HILTON HEAD ISLAND—Teens from Holy Family Church are spending part of their summer vacation helping kids catch the learning bug.

They are mentors in the new Bridge Program, which helps Spanish-speaking children in kindergarten through fifth grade brush up on their reading and math skills before the new school year.

Leigh Ann Bacevich, a parishioner and catechist at Holy Family, came up with the idea after she learned about academic needs among the church’s Hispanic community. She thought enlisting high school students to tutor the children would help bridge communication gaps between all members of the parish.

She spoke with Nora Bess, director of Spanish ministry, and received approval from Msgr. Joseph F. Hanley, pastor. Bess and Bacevich spread the word about the program, and soon more than 50 children and 18 teen volunteers had signed up for the sessions, which started in June.

First they worked with participants to see what levels they’re in for math and reading. The kids are divided into groups by age, and take part in lessons that include creative games. Bess said the teens use colorful candies like Skittles and M&Ms to help illustrate basic math concepts.

“The kids seem to be thrilled to come each day, and the teenagers are doing a great job connecting with the kids,” Bacevich said. “These teens have jobs and other activities during summer vacation, and they’ve made a real commitment to show up each week.”

Bess has heard from many parents who are delighted with the progress their children have made in just a few weeks, she said.

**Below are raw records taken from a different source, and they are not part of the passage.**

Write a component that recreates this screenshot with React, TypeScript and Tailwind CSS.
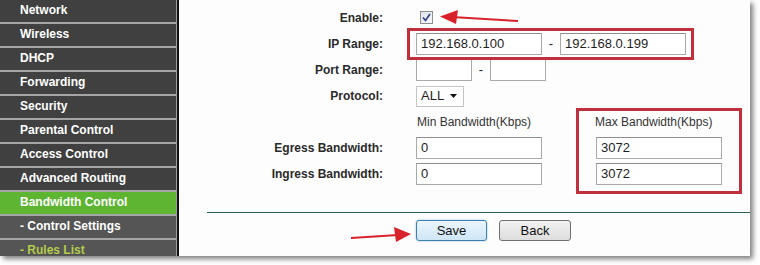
import React from "react"

const menu = [
    { name: "Network" },
    { name: "Wireless" },
    { name: "DHCP" },
    { name: "Forwarding" },
    { name: "Security" },
    { name: "Parental Control" },
    { name: "Access Control" },
    { name: "Advanced Routing" },
    { name: "Bandwidth Control", active: true },
    { name: "- Control Settings", sub: true },
    { name: "- Rules List", sub: true, current: true },
]

function TextBox({ value, w = "w-[126px]" }: { value?: string; w?: string }) {
    return (
        <div className={`${w} h-[22px] border border-[#a9a9a9] border-t-[#8f8f8f] bg-white flex items-center pl-[4px] text-[13px] text-[#1e1e1e]`}>
            {value}
        </div>
    )
}

function Row({ label, h = "h-[26px]", children }: { label?: string; h?: string; children?: React.ReactNode }) {
    return (
        <div className={`flex items-center ${h}`}>
            <div className="w-[204px] text-right text-[12px] font-bold text-[#2a2a2a]">{label}</div>
            <div className="ml-[33px] flex items-center">{children}</div>
        </div>
    )
}

export default function App() {
    return (
        <div className="w-[760px] h-[265px] bg-white overflow-hidden" style={{ fontFamily: '"Liberation Sans", Arial, sans-serif' }}>
            <div className="relative w-[750px] h-[256px] flex shadow-[3px_3px_5px_rgba(0,0,0,0.5)] overflow-hidden">

                {/* menu lateral */}
                <div className="w-[177px] shrink-0 bg-[#4a4a4a] border-r border-[#9d9d9d] flex flex-col">
                    {menu.map((item) => {
                        const bg = item.active ? "bg-[#5db532]" : item.sub ? "bg-[#555555]" : "bg-[#404040]"
                        const color = item.current ? "text-[#b3cc4a]" : "text-white"
                        return (
                            <div
                                key={item.name}
                                className={`h-[24px] shrink-0 flex items-center pl-[20px] pb-[2px] text-[12px] font-bold border-b-2 border-[#a5a5a5] ${bg} ${color}`}
                            >
                                {item.name}
                            </div>
                        )
                    })}
                </div>
                <div className="w-[2px] shrink-0 bg-[#111111]" />

                {/* formulario */}
                <div className="relative flex-1 bg-[#fdfdfd] pt-[4px]">
                    <Row label="Enable:" h="h-[27px]">
                        <div className="ml-[4px] w-[13px] h-[13px] border border-[#8e8f8f] bg-gradient-to-br from-[#dfe3ee] to-[#f8f9fb] flex items-center justify-center">
                            <svg width="9" height="9" viewBox="0 0 9 9">
                                <path d="M1 4.5 L3.5 7.5 L8 1" fill="none" stroke="#2b3f82" strokeWidth="1.6" />
                            </svg>
                        </div>
                    </Row>
                    <Row label="IP Range:">
                        <TextBox value="192.168.0.100" />
                        <span className="w-[18px] text-center text-[13px] text-[#222]">-</span>
                        <TextBox value="192.168.0.199" />
                    </Row>
                    <Row label="Port Range:">
                        <TextBox w="w-[56px]" />
                        <span className="w-[18px] text-center text-[13px] text-[#222]">-</span>
                        <TextBox w="w-[56px]" />
                    </Row>
                    <Row label="Protocol:">
                        <div className="w-[48px] h-[21px] border border-[#c4c4c4] bg-white flex items-center justify-between pl-[4px] pr-[6px] text-[13px] text-[#1e1e1e]">
                            <span>ALL</span>
                            <svg width="7" height="4" viewBox="0 0 7 4">
                                <path d="M0 0 L7 0 L3.5 4 Z" fill="#111" />
                            </svg>
                        </div>
                    </Row>
                    <Row>
                        <div className="w-[179px] pl-[1px] text-[12px] text-[#333]">Min Bandwidth(Kbps)</div>
                        <div className="text-[12px] text-[#333]">Max Bandwidth(Kbps)</div>
                    </Row>
                    <Row label="Egress Bandwidth:">
                        <TextBox value="0" />
                        <div className="w-[54px]" />
                        <TextBox value="3072" />
                    </Row>
                    <Row label="Ingress Bandwidth:">
                        <TextBox value="0" />
                        <div className="w-[54px]" />
                        <TextBox value="3072" />
                    </Row>

                    <div className="mt-[25px] ml-[28px] h-px bg-[#2f6152]" />

                    <div className="mt-[7px] ml-[237px] flex gap-[12px]">
                        <button className="w-[71px] h-[21px] rounded-[3px] border border-[#3c7fb1] bg-gradient-to-b from-[#eaf6fd] to-[#cfe6f5] text-[13px] text-[#111] shadow-[0_0_2px_rgba(60,127,177,0.6)]">
                            Save
                        </button>
                        <button className="w-[72px] h-[21px] rounded-[3px] border border-[#707070] bg-gradient-to-b from-[#f2f2f2] to-[#dddddd] text-[13px] text-[#111]">
                            Back
                        </button>
                    </div>

                    {/* marcas rojas */}
                    <div className="absolute left-[228px] top-[28px] w-[287px] h-[32px] border-[3px] border-[#c0303c]" />
                    <div className="absolute left-[397px] top-[108px] w-[166px] h-[86px] border-[3px] border-[#c0303c]" />
                </div>

                <svg className="absolute left-0 top-0 pointer-events-none" width="750" height="256">
                    <line x1="518" y1="21" x2="452" y2="17" stroke="#d8222b" strokeWidth="2" />
                    <path d="M440 16.5 L458 10 L456 24 Z" fill="#d8222b" />
                    <line x1="351" y1="238" x2="398" y2="235" stroke="#d8222b" strokeWidth="2" />
                    <path d="M411 234 L394 227 L396 242 Z" fill="#d8222b" />
                </svg>
            </div>
        </div>
    )
}
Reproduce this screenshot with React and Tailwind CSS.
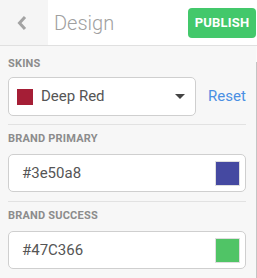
import React from 'react';

function ColorField({ label, value, swatch }) {
  return (
    <div className="pt-[7px] pb-[9px] border-b border-[#e2e2e2]">
      <div className="text-[11px] font-bold text-[#8c8c8c] leading-[13px] tracking-[0.2px] uppercase mb-[9px]">{label}</div>
      <div className="h-[38px] bg-white border border-[#cfcfcf] rounded-[5px] flex items-center justify-between pl-[13px] pr-[5px]">
        <span className="text-[15px] text-[#555]">{value}</span>
        <span className="w-[25px] h-[25px] border border-[#dedede]" style={{ backgroundColor: swatch }}></span>
      </div>
    </div>
  );
}

export default function App() {
  return (
    <div className="w-[257px] h-[278px] overflow-hidden bg-[#f7f7f7] flex flex-col" style={{ fontFamily: 'Roboto, "Liberation Sans", sans-serif' }}>
      {/* header */}
      <div className="h-[46px] shrink-0 bg-white border-b border-[#e0e0e0] flex items-stretch">
        <div className="w-[48px] bg-[#f5f5f5] flex items-center justify-center pr-[4px]">
          <svg width="12" height="16" viewBox="0 0 12 16">
            <path d="M9 2 L3.5 8 L9 14" fill="none" stroke="#a3a3a3" strokeWidth="3" />
          </svg>
        </div>
        <div className="flex-1 flex items-center pl-[6px] text-[20px] font-light text-[#a0a0a0]">Design</div>
        <div className="flex items-center pr-[1px]">
          <button className="h-[30px] w-[68px] bg-[#43c86b] rounded-[4px] text-white text-[13px] font-bold tracking-[0.2px]">PUBLISH</button>
        </div>
      </div>

      <div className="flex-1 flex">
        <div className="flex-1 pl-[8px] pr-[10px]">
          {/* skins */}
          <div className="pt-[11px] pb-[8px] border-b border-[#e2e2e2]">
            <div className="text-[11px] font-bold text-[#8c8c8c] leading-[13px] tracking-[0.2px] mb-[7px]">SKINS</div>
            <div className="flex items-center">
              <div className="w-[188px] h-[39px] bg-white border border-[#cfcfcf] rounded-[5px] flex items-center pl-[8px] pr-[10px]">
                <span className="w-[16px] h-[16px] bg-[#a51e36]"></span>
                <span className="ml-[8px] text-[15px] text-[#555] flex-1">Deep Red</span>
                <svg width="10" height="6" viewBox="0 0 10 6">
                  <path d="M0 0 L10 0 L5 5 Z" fill="#444" />
                </svg>
              </div>
              <span className="ml-[12px] text-[15px] text-[#4a8fe3]">Reset</span>
            </div>
          </div>
          <ColorField label="Brand Primary" value="#3e50a8" swatch="#4549a1" />
          <ColorField label="Brand Success" value="#47C366" swatch="#50c466" />
        </div>
        {/* scrollbar */}
        <div className="w-[4px] bg-[#fafafa] flex flex-col">
          <div className="h-[16px]"></div>
          <div className="flex-1 bg-[#c4c4c4]"></div>
        </div>
      </div>
    </div>
  );
}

“It’s nice to see kids having a good time while they are learning, and the interaction is very positive,” Bess said. “The teens really enjoy working with the kids, and you can see the younger kids look up to them.”

The youth say the experience has taught them something too.

“I’m learning to be more patient, because it’s always been kind of hard for me to slow down and take time with things,” said Sam Bacevich, 17. “It’s great to help them with their understanding and see how happy they are when they figure out a new concept.”

Tania Moreno, 17, volunteers on Tuesdays and Thursdays, and enjoys seeing her students retain information from earlier classes. She especially likes introducing new skills, such as how to use a calculator and work different types of math problems. Tania said she plans to study nursing, but Bridge has helped her develop a love of teaching and she might also consider it as a career path.

Iveth Vargas, 17, offers tutoring in both reading and math. “I really love helping the little kids with what they’re struggling with,” she said. “I can look back and see how I worked these kinds of problems out in school, and use that to help them work out their problems. It’s great to see kids that are excited to learn.”